Streptococci are gram (+) bacteria which are differentiated by group specific carbohydrate antigens A through O which are found at the cell surface. S. pyogenes isolates are further distinguished by type-specific M protein antigens. M proteins are important virulence factors which are highly variable both in molecular weights and in sequences. Indeed, more than 80-M protein types have been identified on the basis of antigenic differences.
S. pyogenes is responsible for many diverse infection types, including pharyngitis, erysipelas and impetigo, scarlet fever, and invasive diseases such as bacteremia and necrotizing fasciitis. A resurgence of invasive disease in recent years has been documented in many countries, including those in North America and Europe. Although the organism is sensitive to antibiotics, the high attack rate and rapid onset of sepsis results in high morbidity and mortality.

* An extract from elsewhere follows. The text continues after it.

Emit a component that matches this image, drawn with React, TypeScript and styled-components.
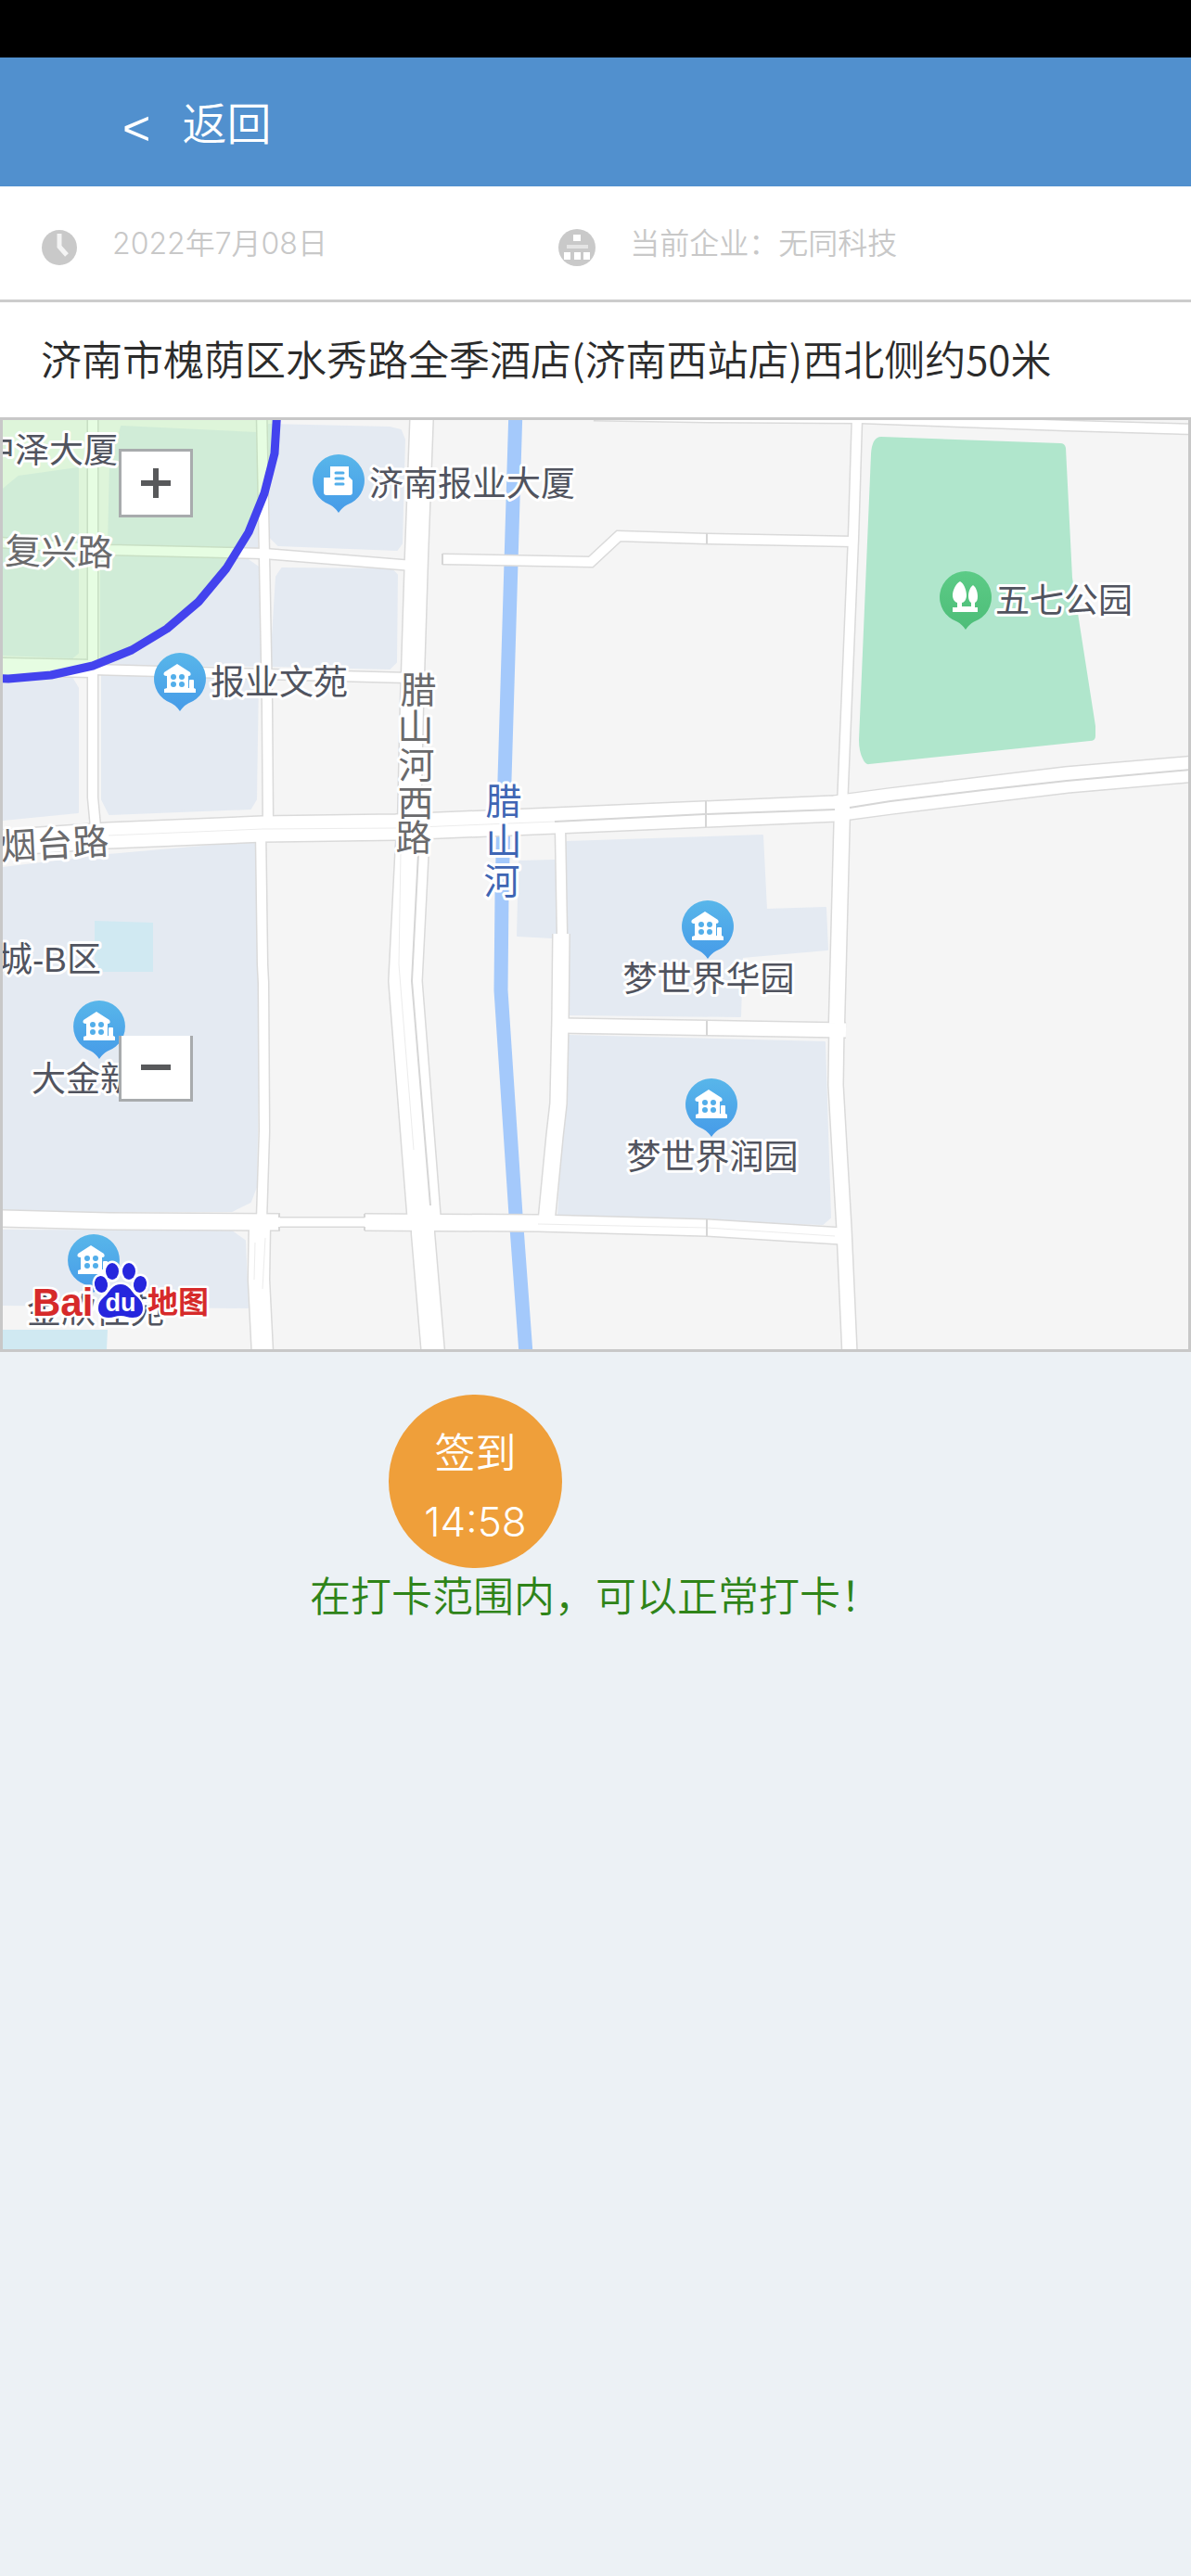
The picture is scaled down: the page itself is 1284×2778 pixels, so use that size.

To develop a vaccine that will protect hosts from S. pyogenes infection, efforts have focused on virulence factors such as the type-specific M proteins. However, the amino-terminal portion of M proteins was found to induce cross-reactive antibodies which reacted with human myocardium, tropomyosin, myosin, and vimentin, which might be implicated in autoimmune diseases. Others have used recombinant techniques to produce complex hybrid proteins containing amino-terminal peptides of M proteins from different serotypes. However, a safe vaccine containing all S. pyogenes serotypes will be highly complex to produce and standardize.
In addition to the serotype-specific antigens, other S. pyogenes proteins have generated interest as potential vaccine candidates. The C5a peptidase, which is expressed by at least S. pyogenes 40 serotypes, was shown to be immunogenic in mice, but its capacity to reduce the level of nasopharyngeal colonization was limited. Other investigators have also focused on the streptococcal pyrogenic exotoxins which appear to play an important role in pathogenesis of infection. Immunization with these proteins prevented the deadly symptoms of toxic shock, but did not prevent colonization.
The University of Oklahoma has set up a genome sequencing project for S. pyogenes strain M1 GAS.
Therefore there remains an unmet need for S. pyogenes antigens that may be used vaccine components for the prophylaxis and/or therapy of S. pyogenes infection.